### PROBLEM
From the entries below, please gather each line containing the string "React".

### RECORD SET

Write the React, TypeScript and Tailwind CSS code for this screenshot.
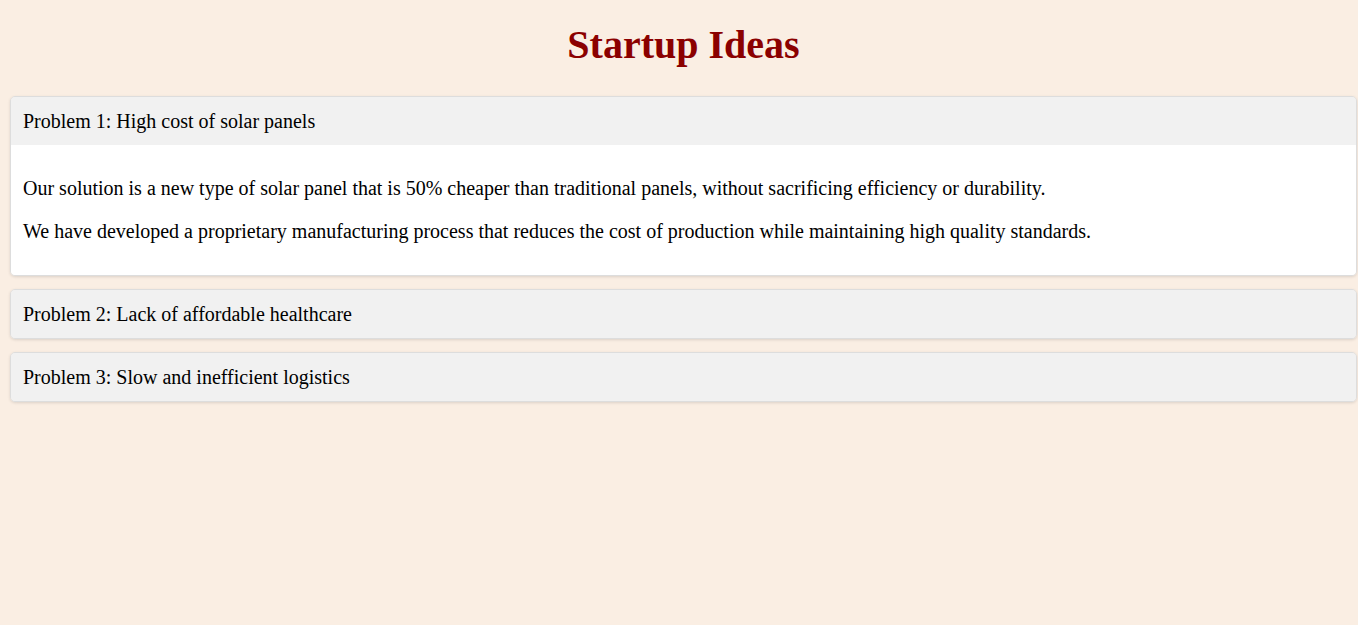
import React from "react";

const serif = { fontFamily: '"Liberation Serif", "Times New Roman", serif' };

function Card({ title, children }: { title: string; children?: React.ReactNode }) {
  return (
    <div className="mb-[13px] border border-[#dddddd] rounded-[5px] shadow-[0_1px_3px_rgba(0,0,0,0.12)] overflow-hidden">
      <div className="bg-[#f1f1f1] px-[12px] pt-[12px] pb-[12px] text-[20px] leading-[24px] text-black">{title}</div>
      {children && <div className="bg-white px-[12px] pt-[12px] pb-[12px] text-[20px] leading-[23px] text-black">{children}</div>}
    </div>
  );
}

export default function App() {
  return (
    <div className="min-h-[625px] bg-[#faeee3]" style={serif}>
      <div className="ml-[10px] mr-[1px]">
        <h1 className="text-center text-[40px] leading-[46px] font-bold text-[#8b0000] pt-[22px] pb-[28px]">Startup Ideas</h1>
        <Card title="Problem 1: High cost of solar panels">
          <p className="my-[20px]">
            Our solution is a new type of solar panel that is 50% cheaper than traditional panels, without sacrificing efficiency or durability.
          </p>
          <p className="my-[20px]">
            We have developed a proprietary manufacturing process that reduces the cost of production while maintaining high quality standards.
          </p>
        </Card>
        <Card title="Problem 2: Lack of affordable healthcare" />
        <Card title="Problem 3: Slow and inefficient logistics" />
      </div>
    </div>
  );
}
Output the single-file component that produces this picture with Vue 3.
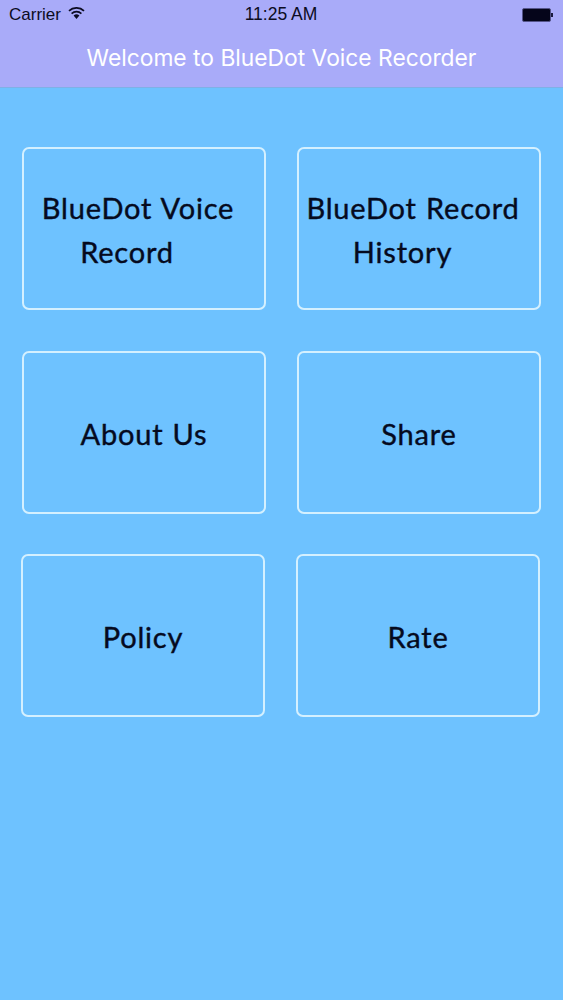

### RESULT OF THIS TASK
Write the React, TypeScript and Tailwind CSS code for this screenshot.
import React from "react";
function Card({ title, children }: { title: string; children?: React.ReactNode }) {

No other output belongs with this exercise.